### Prompt:
Transcribe the data in full and exactly, omitting any pictures.

### Data lines:
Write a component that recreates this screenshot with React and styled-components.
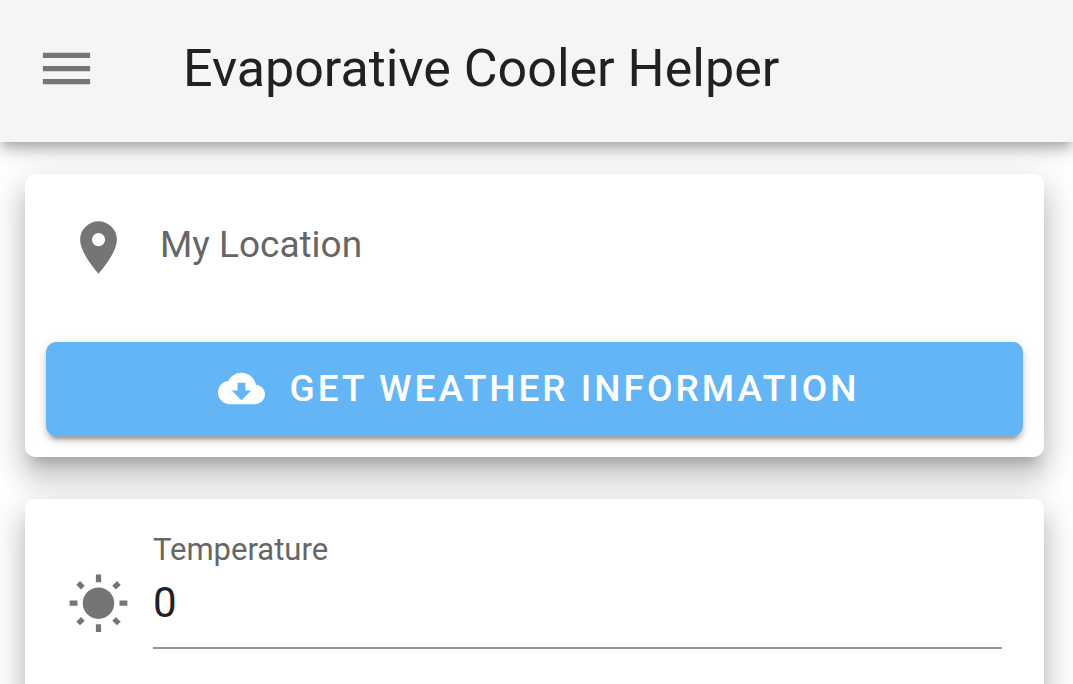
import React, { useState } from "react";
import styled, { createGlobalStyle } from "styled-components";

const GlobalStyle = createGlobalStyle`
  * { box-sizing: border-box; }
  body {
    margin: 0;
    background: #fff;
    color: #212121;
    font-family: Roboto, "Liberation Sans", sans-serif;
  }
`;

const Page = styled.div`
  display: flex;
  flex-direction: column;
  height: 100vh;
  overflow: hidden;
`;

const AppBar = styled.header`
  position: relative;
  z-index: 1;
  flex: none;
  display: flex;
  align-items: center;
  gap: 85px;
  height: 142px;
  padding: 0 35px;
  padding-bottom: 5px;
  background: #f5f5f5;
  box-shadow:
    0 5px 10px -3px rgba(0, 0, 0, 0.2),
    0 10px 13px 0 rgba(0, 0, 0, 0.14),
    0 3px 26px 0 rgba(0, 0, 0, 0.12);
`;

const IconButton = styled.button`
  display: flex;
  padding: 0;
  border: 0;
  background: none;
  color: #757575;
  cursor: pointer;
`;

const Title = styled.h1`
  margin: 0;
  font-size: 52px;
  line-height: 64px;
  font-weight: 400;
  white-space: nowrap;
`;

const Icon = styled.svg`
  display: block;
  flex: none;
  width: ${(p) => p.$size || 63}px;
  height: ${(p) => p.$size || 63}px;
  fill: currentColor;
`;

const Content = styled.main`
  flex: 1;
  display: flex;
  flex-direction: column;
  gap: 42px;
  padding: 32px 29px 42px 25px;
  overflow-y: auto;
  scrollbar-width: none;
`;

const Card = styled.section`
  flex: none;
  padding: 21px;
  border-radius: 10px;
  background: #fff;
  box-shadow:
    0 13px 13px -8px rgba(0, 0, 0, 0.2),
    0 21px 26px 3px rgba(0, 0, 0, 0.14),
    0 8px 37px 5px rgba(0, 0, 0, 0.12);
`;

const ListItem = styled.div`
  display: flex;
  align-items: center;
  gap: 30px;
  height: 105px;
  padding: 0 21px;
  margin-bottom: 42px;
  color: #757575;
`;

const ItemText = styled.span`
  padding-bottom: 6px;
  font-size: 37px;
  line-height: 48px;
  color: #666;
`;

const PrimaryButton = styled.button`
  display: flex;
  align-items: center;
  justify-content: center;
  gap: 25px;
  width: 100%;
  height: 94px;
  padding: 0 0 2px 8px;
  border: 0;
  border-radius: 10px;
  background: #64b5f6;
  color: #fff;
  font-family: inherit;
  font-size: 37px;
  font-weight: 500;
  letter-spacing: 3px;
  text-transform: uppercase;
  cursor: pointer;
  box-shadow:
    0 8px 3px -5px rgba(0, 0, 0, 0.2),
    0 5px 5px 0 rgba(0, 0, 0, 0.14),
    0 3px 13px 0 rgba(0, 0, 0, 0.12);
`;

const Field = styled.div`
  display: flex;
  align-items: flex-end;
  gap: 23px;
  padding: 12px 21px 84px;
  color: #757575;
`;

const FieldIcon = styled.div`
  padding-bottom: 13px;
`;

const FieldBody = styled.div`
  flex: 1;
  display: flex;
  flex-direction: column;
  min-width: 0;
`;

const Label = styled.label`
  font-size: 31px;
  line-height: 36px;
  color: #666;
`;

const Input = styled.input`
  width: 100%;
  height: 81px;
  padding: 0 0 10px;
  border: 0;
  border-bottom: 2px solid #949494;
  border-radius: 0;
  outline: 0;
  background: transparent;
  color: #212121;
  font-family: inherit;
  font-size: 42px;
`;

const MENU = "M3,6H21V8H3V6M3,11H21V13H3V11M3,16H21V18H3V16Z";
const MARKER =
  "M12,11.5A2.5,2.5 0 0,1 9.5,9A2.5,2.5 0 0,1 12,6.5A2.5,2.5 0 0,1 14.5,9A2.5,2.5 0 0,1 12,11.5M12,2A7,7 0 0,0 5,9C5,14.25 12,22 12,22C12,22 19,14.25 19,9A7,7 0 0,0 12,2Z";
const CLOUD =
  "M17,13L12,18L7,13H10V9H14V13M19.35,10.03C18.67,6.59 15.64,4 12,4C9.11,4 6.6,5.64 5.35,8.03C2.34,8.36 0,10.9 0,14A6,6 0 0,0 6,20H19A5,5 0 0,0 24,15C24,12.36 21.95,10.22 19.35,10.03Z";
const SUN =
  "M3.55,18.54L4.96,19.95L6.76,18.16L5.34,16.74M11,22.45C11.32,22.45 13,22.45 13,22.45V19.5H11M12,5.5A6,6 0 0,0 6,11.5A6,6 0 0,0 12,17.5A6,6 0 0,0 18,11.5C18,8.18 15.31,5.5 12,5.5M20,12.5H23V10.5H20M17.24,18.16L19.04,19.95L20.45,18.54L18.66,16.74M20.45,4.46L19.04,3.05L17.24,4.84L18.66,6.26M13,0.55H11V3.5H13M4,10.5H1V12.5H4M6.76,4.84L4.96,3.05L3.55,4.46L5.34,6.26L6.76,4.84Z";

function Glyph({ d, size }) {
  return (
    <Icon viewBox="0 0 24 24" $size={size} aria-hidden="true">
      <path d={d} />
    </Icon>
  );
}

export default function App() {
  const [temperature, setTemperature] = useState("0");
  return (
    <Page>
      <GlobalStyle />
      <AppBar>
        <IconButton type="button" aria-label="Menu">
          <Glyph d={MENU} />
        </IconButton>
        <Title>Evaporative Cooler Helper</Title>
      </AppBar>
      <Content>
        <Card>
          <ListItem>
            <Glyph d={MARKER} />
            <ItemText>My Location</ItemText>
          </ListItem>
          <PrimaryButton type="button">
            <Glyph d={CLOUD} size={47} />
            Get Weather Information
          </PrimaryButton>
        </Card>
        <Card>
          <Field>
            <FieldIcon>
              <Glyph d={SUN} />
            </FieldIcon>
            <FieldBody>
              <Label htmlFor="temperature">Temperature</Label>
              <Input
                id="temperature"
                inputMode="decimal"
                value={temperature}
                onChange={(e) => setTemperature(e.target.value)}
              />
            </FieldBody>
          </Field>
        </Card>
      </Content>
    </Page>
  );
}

### Response to this exercise:
Write a component that recreates this screenshot with React and styled-components.
import React, { useState } from "react";
import styled, { createGlobalStyle } from "styled-components";

const GlobalStyle = createGlobalStyle`
  * { box-sizing: border-box; }
  body {
    margin: 0;
    background: #fff;
    color: #212121;
    font-family: Roboto, "Liberation Sans", sans-serif;
  }
`;

const Page = styled.div`
  display: flex;
  flex-direction: column;
  height: 100vh;
  overflow: hidden;
`;

const AppBar = styled.header`
  position: relative;
  z-index: 1;
  flex: none;
  display: flex;
  align-items: center;
  gap: 85px;
  height: 142px;
  padding: 0 35px;
  padding-bottom: 5px;
  background: #f5f5f5;
  box-shadow:
    0 5px 10px -3px rgba(0, 0, 0, 0.2),
    0 10px 13px 0 rgba(0, 0, 0, 0.14),
    0 3px 26px 0 rgba(0, 0, 0, 0.12);
`;

const IconButton = styled.button`
  display: flex;
  padding: 0;
  border: 0;
  background: none;
  color: #757575;
  cursor: pointer;
`;

const Title = styled.h1`
  margin: 0;
  font-size: 52px;
  line-height: 64px;
  font-weight: 400;
  white-space: nowrap;
`;

const Icon = styled.svg`
  display: block;
  flex: none;
  width: ${(p) => p.$size || 63}px;
  height: ${(p) => p.$size || 63}px;
  fill: currentColor;
`;

const Content = styled.main`
  flex: 1;
  display: flex;
  flex-direction: column;
  gap: 42px;
  padding: 32px 29px 42px 25px;
  overflow-y: auto;
  scrollbar-width: none;
`;

const Card = styled.section`
  flex: none;
  padding: 21px;
  border-radius: 10px;
  background: #fff;
  box-shadow:
    0 13px 13px -8px rgba(0, 0, 0, 0.2),
    0 21px 26px 3px rgba(0, 0, 0, 0.14),
    0 8px 37px 5px rgba(0, 0, 0, 0.12);
`;

const ListItem = styled.div`
  display: flex;
  align-items: center;
  gap: 30px;
  height: 105px;
  padding: 0 21px;
  margin-bottom: 42px;
  color: #757575;
`;

const ItemText = styled.span`
  padding-bottom: 6px;
  font-size: 37px;
  line-height: 48px;
  color: #666;
`;

const PrimaryButton = styled.button`
  display: flex;
  align-items: center;
  justify-content: center;
  gap: 25px;
  width: 100%;
  height: 94px;
  padding: 0 0 2px 8px;
  border: 0;
  border-radius: 10px;
  background: #64b5f6;
  color: #fff;
  font-family: inherit;
  font-size: 37px;
  font-weight: 500;
  letter-spacing: 3px;
  text-transform: uppercase;
  cursor: pointer;
  box-shadow:
    0 8px 3px -5px rgba(0, 0, 0, 0.2),
    0 5px 5px 0 rgba(0, 0, 0, 0.14),
    0 3px 13px 0 rgba(0, 0, 0, 0.12);
`;

const Field = styled.div`
  display: flex;
  align-items: flex-end;
  gap: 23px;
  padding: 12px 21px 84px;
  color: #757575;
`;

const FieldIcon = styled.div`
  padding-bottom: 13px;
`;

const FieldBody = styled.div`
  flex: 1;
  display: flex;
  flex-direction: column;
  min-width: 0;
`;

const Label = styled.label`
  font-size: 31px;
  line-height: 36px;
  color: #666;
`;

const Input = styled.input`
  width: 100%;
  height: 81px;
  padding: 0 0 10px;
  border: 0;
  border-bottom: 2px solid #949494;
  border-radius: 0;
  outline: 0;
  background: transparent;
  color: #212121;
  font-family: inherit;
  font-size: 42px;
`;

const MENU = "M3,6H21V8H3V6M3,11H21V13H3V11M3,16H21V18H3V16Z";
const MARKER =
  "M12,11.5A2.5,2.5 0 0,1 9.5,9A2.5,2.5 0 0,1 12,6.5A2.5,2.5 0 0,1 14.5,9A2.5,2.5 0 0,1 12,11.5M12,2A7,7 0 0,0 5,9C5,14.25 12,22 12,22C12,22 19,14.25 19,9A7,7 0 0,0 12,2Z";
const CLOUD =
  "M17,13L12,18L7,13H10V9H14V13M19.35,10.03C18.67,6.59 15.64,4 12,4C9.11,4 6.6,5.64 5.35,8.03C2.34,8.36 0,10.9 0,14A6,6 0 0,0 6,20H19A5,5 0 0,0 24,15C24,12.36 21.95,10.22 19.35,10.03Z";
const SUN =
  "M3.55,18.54L4.96,19.95L6.76,18.16L5.34,16.74M11,22.45C11.32,22.45 13,22.45 13,22.45V19.5H11M12,5.5A6,6 0 0,0 6,11.5A6,6 0 0,0 12,17.5A6,6 0 0,0 18,11.5C18,8.18 15.31,5.5 12,5.5M20,12.5H23V10.5H20M17.24,18.16L19.04,19.95L20.45,18.54L18.66,16.74M20.45,4.46L19.04,3.05L17.24,4.84L18.66,6.26M13,0.55H11V3.5H13M4,10.5H1V12.5H4M6.76,4.84L4.96,3.05L3.55,4.46L5.34,6.26L6.76,4.84Z";

function Glyph({ d, size }) {
  return (
    <Icon viewBox="0 0 24 24" $size={size} aria-hidden="true">
      <path d={d} />
    </Icon>
  );
}

export default function App() {
  const [temperature, setTemperature] = useState("0");
  return (
    <Page>
      <GlobalStyle />
      <AppBar>
        <IconButton type="button" aria-label="Menu">
          <Glyph d={MENU} />
        </IconButton>
        <Title>Evaporative Cooler Helper</Title>
      </AppBar>
      <Content>
        <Card>
          <ListItem>
            <Glyph d={MARKER} />
            <ItemText>My Location</ItemText>
          </ListItem>
          <PrimaryButton type="button">
            <Glyph d={CLOUD} size={47} />
            Get Weather Information
          </PrimaryButton>
        </Card>
        <Card>
          <Field>
            <FieldIcon>
              <Glyph d={SUN} />
            </FieldIcon>
            <FieldBody>
              <Label htmlFor="temperature">Temperature</Label>
              <Input
                id="temperature"
                inputMode="decimal"
                value={temperature}
                onChange={(e) => setTemperature(e.target.value)}
              />
            </FieldBody>
          </Field>
        </Card>
      </Content>
    </Page>
  );
}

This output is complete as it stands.